Lord was dismissed by the Leyland Line in August 1912. So far as any negligence of the SS Californian's officers and crew was concerned, the conclusions of both the American and British inquiries seemed to disapprove of Lord's actions but stopped short of recommending charges. While both inquiries censured Lord, they did not make any recommendations for an official investigation to ascertain if he was guilty of offences under the Merchant Shipping Acts. Lord was not allowed to be represented at either the U.S. or British inquiry.
In February 1913, with help from a Leyland director who believed he had been unfairly treated, Lord was hired by the Nitrate Producers Steamship Co., where he remained until March 1927, resigning for health reasons. In 1958, Lord contacted the Mercantile Marine Service Association in Liverpool to clear his name. The association's general secretary, Mr. Leslie Harrison, took up the case for him and petitioned the Board of Trade on his behalf for a re-examination of the facts, but there had been no finding by the time of Lord's death in 1962. In 1965, largely because Lord had offered no new evidence, his petition was rejected, but in the same year Peter Padfield's book The Titanic and the Californian was published, defending Lord's reputation, with a preface by his son Stanley Tutton Lord. This was followed by a second petition, in 1968, which was also rejected.
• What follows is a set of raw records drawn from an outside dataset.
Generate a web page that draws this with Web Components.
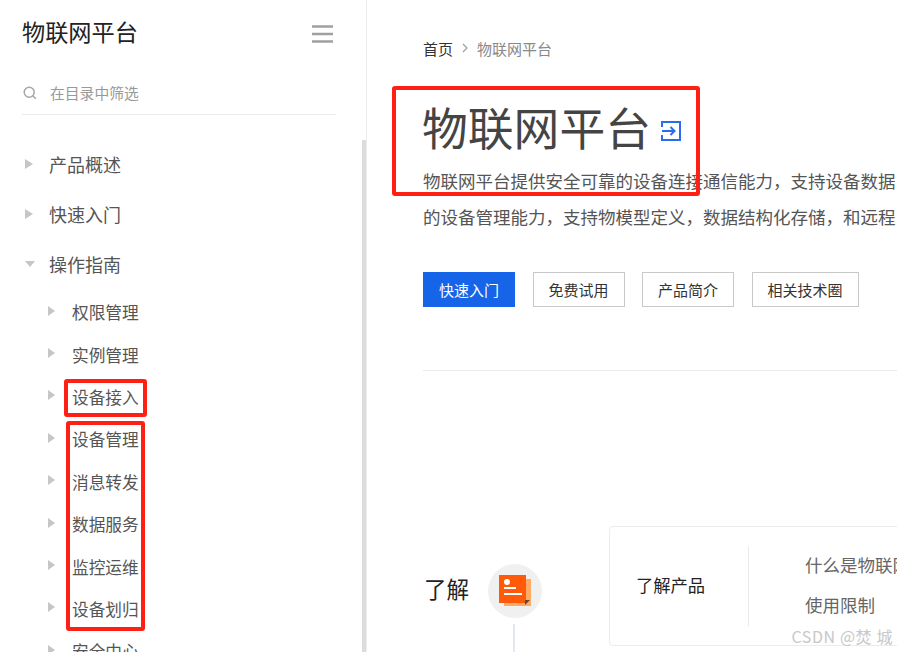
<!DOCTYPE html>
<html lang="zh">
<head>
<meta charset="utf-8">
<title>物联网平台</title>
<style>
  html, body { margin: 0; height: 100%; overflow: hidden; background: #fff; }
  body { font-family: "Noto Sans CJK SC", "Liberation Sans", sans-serif; }
</style>
</head>
<body>
<doc-page>
  <doc-sidebar heading="物联网平台">
    <nav-item label="产品概述"></nav-item>
    <nav-item label="快速入门"></nav-item>
    <nav-item label="操作指南" open></nav-item>
    <nav-item label="权限管理" sub></nav-item>
    <nav-item label="实例管理" sub></nav-item>
    <nav-item label="设备接入" sub></nav-item>
    <nav-item label="设备管理" sub></nav-item>
    <nav-item label="消息转发" sub></nav-item>
    <nav-item label="数据服务" sub></nav-item>
    <nav-item label="监控运维" sub></nav-item>
    <nav-item label="设备划归" sub></nav-item>
    <nav-item label="安全中心" sub></nav-item>
  </doc-sidebar>
  <doc-main>
    <doc-crumbs slot="crumbs" current="物联网平台">首页</doc-crumbs>
    <doc-title slot="title">物联网平台</doc-title>
    <div slot="desc">物联网平台提供安全可靠的设备连接通信能力，支持设备数据</div>
    <div slot="desc">的设备管理能力，支持物模型定义，数据结构化存储，和远程</div>
    <doc-button slot="actions" primary>快速入门</doc-button>
    <doc-button slot="actions">免费试用</doc-button>
    <doc-button slot="actions">产品简介</doc-button>
    <doc-button slot="actions" wide>相关技术圈</doc-button>
    <learn-section slot="learn" name="了解" card="了解产品">
      <span>什么是物联网平台</span>
      <span>使用限制</span>
    </learn-section>
  </doc-main>
  <red-mark style="left:392px;top:86px;width:308px;height:110px"></red-mark>
  <red-mark style="left:64px;top:379px;width:83px;height:38px"></red-mark>
  <red-mark style="left:66px;top:421px;width:79px;height:210px"></red-mark>
  <water-mark>CSDN @焚 城</water-mark>
</doc-page>

<script>
// 페이지 전체 틀
class DocPage extends HTMLElement {
  constructor() {
    super();
    this.attachShadow({ mode: 'open' });
    this.shadowRoot.innerHTML = `
      <style>
        :host { display: flex; position: relative; width: 897px; height: 652px; overflow: hidden; }
      </style>
      <slot></slot>
    `;
  }
}
customElements.define('doc-page', DocPage);

// 왼쪽 목록
class DocSidebar extends HTMLElement {
  constructor() {
    super();
    this.attachShadow({ mode: 'open' });
    this.shadowRoot.innerHTML = `
      <style>
        :host { display: flex; flex: none; width: 367px; height: 652px; box-sizing: border-box; position: relative; overflow: hidden; border-right: 1px solid #ededed; }
        .inner { flex: 1; padding: 0 26px 0 22px; min-width: 0; }
        .head { display: flex; align-items: center; justify-content: space-between; height: 33px; margin-top: 15px; padding-right: 3px; }
        .head svg { margin-top: 4px; }
        h1 { margin: 0; font-size: 23.2px; line-height: 33px; font-weight: 400; color: #222; }
        .search { display: flex; align-items: center; gap: 13px; height: 33px; margin-top: 28px; padding-bottom: 5px; border-bottom: 1px solid #e9e9e9; color: #999; font-size: 14.8px; }
        .search svg { margin-left: 1px; }
        .list { padding-top: 24px; }
        .track { flex: none; width: 4px; margin-top: 140px; background: #dcdcdc; }
      </style>
      <div class="inner">
        <div class="head">
          <h1></h1>
          <svg width="21" height="18" viewBox="0 0 21 18"><path d="M0 1.5h21M0 9h21M0 16.5h21" stroke="#a0a0a0" stroke-width="2.4"/></svg>
        </div>
        <div class="search">
          <svg width="14" height="14" viewBox="0 0 14 14" fill="none" stroke="#a6a6a6" stroke-width="1.5"><circle cx="6.2" cy="6.2" r="5"/><path d="M9.8 9.8l3 3"/></svg>
          <span>在目录中筛选</span>
        </div>
        <div class="list"><slot></slot></div>
      </div>
      <div class="track"></div>
    `;
    this.shadowRoot.querySelector('h1').textContent = this.getAttribute('heading');
  }
}
customElements.define('doc-sidebar', DocSidebar);

// 목록 한 줄
class NavItem extends HTMLElement {
  constructor() {
    super();
    this.attachShadow({ mode: 'open' });
    this.shadowRoot.innerHTML = `
      <style>
        :host { display: flex; align-items: center; height: 50px; color: #555; font-size: 18px; padding-left: 3px; }
        :host([sub]) { height: 42.4px; font-size: 16.67px; padding-left: 26px; }
        :host([open]) { margin-bottom: 2px; }
        .arrow { flex: none; width: 0; height: 0; margin-right: 16px; margin-top: -1px; border-style: solid; border-color: transparent transparent transparent #c4c6ca; border-width: 5.5px 0 5.5px 8px; }
        :host([sub]) .arrow { margin-right: 17px; margin-top: -3px; border-width: 5.5px 0 5.5px 7px; }
        :host([open]) .arrow { border-width: 6px 5px 0 5px; border-color: #c4c6ca transparent transparent transparent; margin-right: 14px; }
      </style>
      <span class="arrow"></span><span class="text"></span>
    `;
    this.shadowRoot.querySelector('.text').textContent = this.getAttribute('label');
  }
}
customElements.define('nav-item', NavItem);

// 오른쪽 본문
class DocMain extends HTMLElement {
  constructor() {
    super();
    this.attachShadow({ mode: 'open' });
    this.shadowRoot.innerHTML = `
      <style>
        :host { display: block; flex: 1; min-width: 0; padding: 38px 0 0 56px; overflow: hidden; }
        .desc { font-size: 17.5px; line-height: 36px; color: #555; white-space: nowrap; margin-top: 6px; }
        .actions { display: flex; gap: 17.5px; margin-top: 37px; }
        hr { border: 0; border-top: 1px solid #e9e9e9; margin: 63px 0 0; }
        .learn { margin-top: 155px; }
      </style>
      <slot name="crumbs"></slot>
      <slot name="title"></slot>
      <div class="desc"><slot name="desc"></slot></div>
      <div class="actions"><slot name="actions"></slot></div>
      <hr>
      <div class="learn"><slot name="learn"></slot></div>
    `;
  }
}
customElements.define('doc-main', DocMain);

// 경로 표시
class DocCrumbs extends HTMLElement {
  constructor() {
    super();
    this.attachShadow({ mode: 'open' });
    this.shadowRoot.innerHTML = `
      <style>
        :host { display: flex; align-items: center; height: 20px; font-size: 15px; color: #333; }
        svg { margin: 0 9px; }
        .cur { color: #888; }
      </style>
      <slot></slot>
      <svg width="6" height="10" viewBox="0 0 6 10" fill="none" stroke="#999" stroke-width="1.1"><path d="M1 1l4 4-4 4"/></svg>
      <span class="cur"></span>
    `;
    this.shadowRoot.querySelector('.cur').textContent = this.getAttribute('current');
  }
}
customElements.define('doc-crumbs', DocCrumbs);

// 큰 제목 + 파란 아이콘
class DocTitle extends HTMLElement {
  constructor() {
    super();
    this.attachShadow({ mode: 'open' });
    this.shadowRoot.innerHTML = `
      <style>
        :host { display: flex; align-items: center; height: 62px; margin-top: 37px; margin-left: -1px; font-size: 45.8px; color: #444; }
        svg { margin: 9px 0 0 10px; }
      </style>
      <slot></slot>
      <svg width="20" height="20" viewBox="0 0 20 20" fill="none" stroke="#2a6cf0" stroke-width="2"><path d="M1 6V1h18v18H1v-5"/><path d="M1 10h12M9.5 6l4 4-4 4"/></svg>
    `;
  }
}
customElements.define('doc-title', DocTitle);

// 버튼
class DocButton extends HTMLElement {
  constructor() {
    super();
    this.attachShadow({ mode: 'open' });
    this.shadowRoot.innerHTML = `
      <style>
        :host { display: flex; align-items: center; justify-content: center; box-sizing: border-box; width: 92px; height: 35px; border: 1px solid #c9c9c9; font-size: 15px; color: #333; }
        :host([primary]) { background: #1664e8; border-color: #1664e8; color: #fff; }
        :host([wide]) { width: 107px; }
      </style>
      <slot></slot>
    `;
  }
}
customElements.define('doc-button', DocButton);

// 了解 영역
class LearnSection extends HTMLElement {
  constructor() {
    super();
    this.attachShadow({ mode: 'open' });
    this.shadowRoot.innerHTML = `
      <style>
        :host { display: flex; align-items: flex-start; width: 700px; }
        .side { flex: none; width: 185px; display: flex; align-items: center; gap: 19px; margin-top: 38px; margin-left: 1px; position: relative; font-size: 22.5px; color: #222; }
        .title { margin-bottom: 6px; }
        .circle { flex: none; width: 54px; height: 54px; border-radius: 50%; background: #f0f0f0; display: flex; align-items: center; justify-content: center; }
        .line { position: absolute; left: 89px; top: 60px; width: 2px; height: 40px; background: #e3e8ee; }
        .card { flex: none; width: 500px; height: 120px; box-sizing: border-box; border: 1px solid #ececec; border-radius: 4px; display: flex; align-items: center; padding: 19px 0; }
        .name { flex: none; width: 138px; box-sizing: border-box; padding: 0 0 4px 26px; font-size: 17.3px; color: #222; }
        .sep { flex: none; width: 1px; align-self: stretch; background: #e9e9e9; margin-right: 56px; }
        .links { display: flex; flex-direction: column; gap: 14px; font-size: 17.5px; line-height: 26px; color: #666; white-space: nowrap; margin-top: -2px; }
        ::slotted(span) { display: block; }
      </style>
      <div class="side">
        <span class="title"></span>
        <span class="circle">
          <svg width="32" height="32" viewBox="0 0 32 32">
            <path d="M5 4h27v27H5z" fill="#ffab66"/>
            <path d="M0 0h27v28H0z" fill="#ff5a0a"/>
            <path d="M26 30l5-5h-5z" fill="#5a4a40"/>
            <circle cx="8" cy="7" r="3" fill="#fff"/>
            <path d="M5 12h12v2H5zM5 18h18v2H5z" fill="#fff"/>
          </svg>
        </span>
        <span class="line"></span>
      </div>
      <div class="card">
        <div class="name"></div>
        <div class="sep"></div>
        <div class="links"><slot></slot></div>
      </div>
    `;
    this.shadowRoot.querySelector('.title').textContent = this.getAttribute('name');
    this.shadowRoot.querySelector('.name').textContent = this.getAttribute('card');
  }
}
customElements.define('learn-section', LearnSection);

// 빨간 표시 상자 (위에 덮는 것)
class RedMark extends HTMLElement {
  constructor() {
    super();
    this.attachShadow({ mode: 'open' });
    this.shadowRoot.innerHTML = `
      <style>
        :host { display: block; position: absolute; box-sizing: border-box; border: 4px solid #fe2015; border-radius: 3px; }
      </style>
    `;
  }
}
customElements.define('red-mark', RedMark);

// 워터마크
class WaterMark extends HTMLElement {
  constructor() {
    super();
    this.attachShadow({ mode: 'open' });
    this.shadowRoot.innerHTML = `
      <style>
        :host { display: block; position: absolute; right: 4px; bottom: 5px; font-size: 16px; line-height: 22px; color: #c8c8c8; letter-spacing: 0.6px; white-space: nowrap; }
      </style>
      <slot></slot>
    `;
  }
}
customElements.define('water-mark', WaterMark);
</script>
</body>
</html>
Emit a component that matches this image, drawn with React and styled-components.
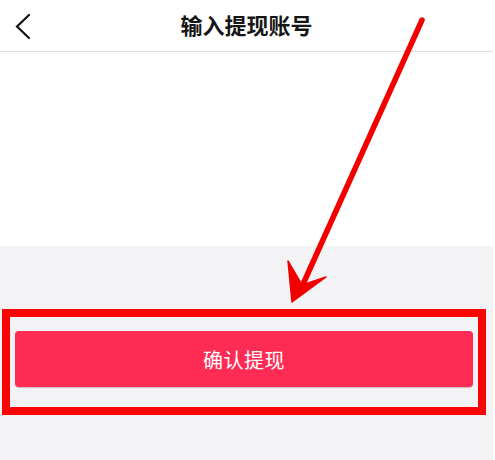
import React from 'react'
import styled, {createGlobalStyle} from 'styled-components'

const GlobalStyle = createGlobalStyle `
  html, body {
    margin: 0;
    padding: 0;
    background: #ffffff;
  }
  body {
    font-family: "Noto Sans CJK SC", "Noto Sans", sans-serif;
  }
  * {
    box-sizing: border-box;
  }
`

const Page = styled.div `
  position: relative;
  width: 493px;
  height: 460px;
  display: flex;
  flex-direction: column;
  overflow: hidden;
`

const Header = styled.header `
  height: 52px;
  flex: none;
  display: flex;
  align-items: center;
  justify-content: center;
  position: relative;
  border-bottom: 1px solid #dcdcdc;
`

const BackButton = styled.button `
  position: absolute;
  left: 8px;
  top: 8px;
  width: 26px;
  height: 34px;
  padding: 0;
  border: none;
  background: none;
  display: flex;
  align-items: center;
  justify-content: center;
`

const Title = styled.h1 `
  margin: 0 0 3px 0;
  font-size: 22px;
  font-weight: 700;
  color: #161616;
  letter-spacing: 0;
`

const Body = styled.div `
  height: 194px;
  flex: none;
  background: #ffffff;
`

const Footer = styled.section `
  flex: 1;
  background: #f3f3f5;
  padding-top: 63px;
  padding-left: 2px;
`

// annotation box drawn round the button
const HighlightFrame = styled.div `
  width: 484px;
  border: 8px solid #fb0404;
  padding: 14px 5px 20px 5px;
`

const ConfirmButton = styled.button `
  display: block;
  width: 100%;
  height: 56px;
  border: none;
  border-radius: 4px;
  background: #fe2c55;
  color: #ffffff;
  font-family: "Noto Sans CJK SC", "Noto Sans", sans-serif;
  font-size: 20px;
  font-weight: 400;
  letter-spacing: 0.5px;
  box-shadow: 0 1px 1px rgba(120, 0, 20, 0.25);
`

const ArrowLayer = styled.svg `
  position: absolute;
  left: 0;
  top: 0;
  pointer-events: none;
`

const BackIcon = () => (
    <svg width="20" height="30" viewBox="0 0 20 30">
        <polyline
            points="18,5 6,16.5 18,28"
            fill="none"
            stroke="#111"
            strokeWidth="2.2"
            strokeLinecap="round"
            strokeLinejoin="miter"/>
    </svg>
)

const Arrow = () => (
    <ArrowLayer width="493" height="460" viewBox="0 0 493 460">
        <line
            x1="422"
            y1="20"
            x2="304"
            y2="282"
            stroke="#f20000"
            strokeWidth="5.5"
            strokeLinecap="round"/>
        <path
            d="M288 261 L302 285 L326 277 L292 302 Z"
            fill="#f20000"
            stroke="#f20000"
            strokeWidth="1.5"
            strokeLinejoin="round"/>
    </ArrowLayer>
)

export default function App() {
    return (
        <Page>
            <GlobalStyle/>
            <Header>
                <BackButton aria-label="返回">
                    <BackIcon/>
                </BackButton>
                <Title>输入提现账号</Title>
            </Header>
            <Body/>
            <Footer>
                <HighlightFrame>
                    <ConfirmButton>确认提现</ConfirmButton>
                </HighlightFrame>
            </Footer>
            <Arrow/>
        </Page>
    )
}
In 1957, Lord's wife died. It was a devastating loss to him and precipitated a decline in his health. In 1958 the film A Night To Remember was released, based on a 1955 book of the same title by Walter Lord (no relation). Stanley Lord, now 81 years old, never saw the film, but purportedly read the Liverpool Echo newspaper reviews of the film. Lord was very disappointed, and it brought back memories of the Titanic tragedy, and was upset over his negative portrayal by the Australian-British actor Russell Napier, which depicted him as a captain in his forties, in a warm cabin in bed asleep when Titanic was sinking. In reality, Lord was 34 years old at the time and was asleep in the chart room with his uniform on at the time of the disaster. Lord's son Stanley Tutton Lord saw the film and was upset about how his father was treated after the Titanic tragedy. In 1959 Stanley helped fight to get his father's name cleared from the records of the Titanic disaster. He continued his attempts after his father died in 1962, up until he died in 1994. Stanley Tutton Lord was seen in an interview part 2 called Titanic: The Legend Lives On documentary in 1994 just before his death. Stanley Tutton was only 4 years old when the Titanic tragedy happened, and he told stories about how his father's life was affected by the tragedy up to when the 1958 Hollywood film was released in theaters. In 1996 just two years after Stanley Tutton passed away the TV series Titanic was released on TV. It had a scene of the Californian ship that had stopped for the night, because of field ice. The crew on board the Californian saw a passenger ship that had also stopped from the ice. The Californian crew called Captain Lord on the phone and told him about a ship that had stopped for the night, also they tried Morse lamping the ship to know who it was. Captain Lord in the low-budget TV series was depicted in his late 60s and was sleeping in his cabin just like in the 1958 film A Night To Remember 38 years earlier.
The discovery in 1985 of the remains of the Titanic on the sea bed made it clear that the S.O.S. position given after the iceberg collision by the Titanic's fourth officer, Joseph Boxhall, was wrong by thirteen miles. At both of the 1912 inquiries, there had been some conflict about the true position of the ship when it sank. The conclusions of the inquiries discounted the evidence of uncertainty about the position of the Titanic. At the time, some assumed that the position that Lord had given for his ship was incorrect and that he was much closer to the Titanic than he claimed to be. While the entries in the Californian's scrap log (used for recording information before it was written up officially in the ship's logbook) referring to the night in question had mysteriously gone missing, sometimes seen as overwhelming proof that Lord deliberately destroyed evidence to cover his crime of ignoring a distress call, destroying the scrap log records was normal company practice. While modifying the official ship's log or removing pages is a serious violation of maritime law, this was not the case. A re-appraisal by the British government, instigated informally in 1988 and published in 1992 by the Marine Accident Investigation Branch (MAIB), further implicated the consequences of Lord's inaction. Among its conclusions were that although the Californian was probably out of visual sight, the Titanic's rockets had been sighted by the Californian's crew. Another conclusion stated that it was unrealistic to assume that Lord could have rushed towards the signals and that with the Titanic reporting an incorrect position, the Californian would have arrived at about the same time as the Carpathia and fulfilled a similar role – rescuing those who had escaped. The report was critical of the behavior of the other officers of the Californian in reaction to the signals. What has never been satisfactorily resolved was why Lord did not simply wake his radio operator and listen for any distress signals.
Daniel Allen Butler, in his 2009 book The Other Side of Night: The Carpathia, the Californian, and the Night Titanic Was Lost, makes a case that Lord's personality and temperament — his behaviour at both inquiries, his threats towards his crew, his frequent changing of his story, the absence of the scrap log, and odd remarks made by Lord in Boston in a newspaper interview – point to Lord's having some sort of mental illness. His lack of compassion — never once expressing grief at the loss of the Titanic or sorrow for those who had lost family when she sank is, according to Butler, compatible with sociopathy.
Captain Lord died on 24 January 1962, aged 84, almost half a century after the sinking of the Titanic. He is buried in Rake Lane Cemetery Wallasey.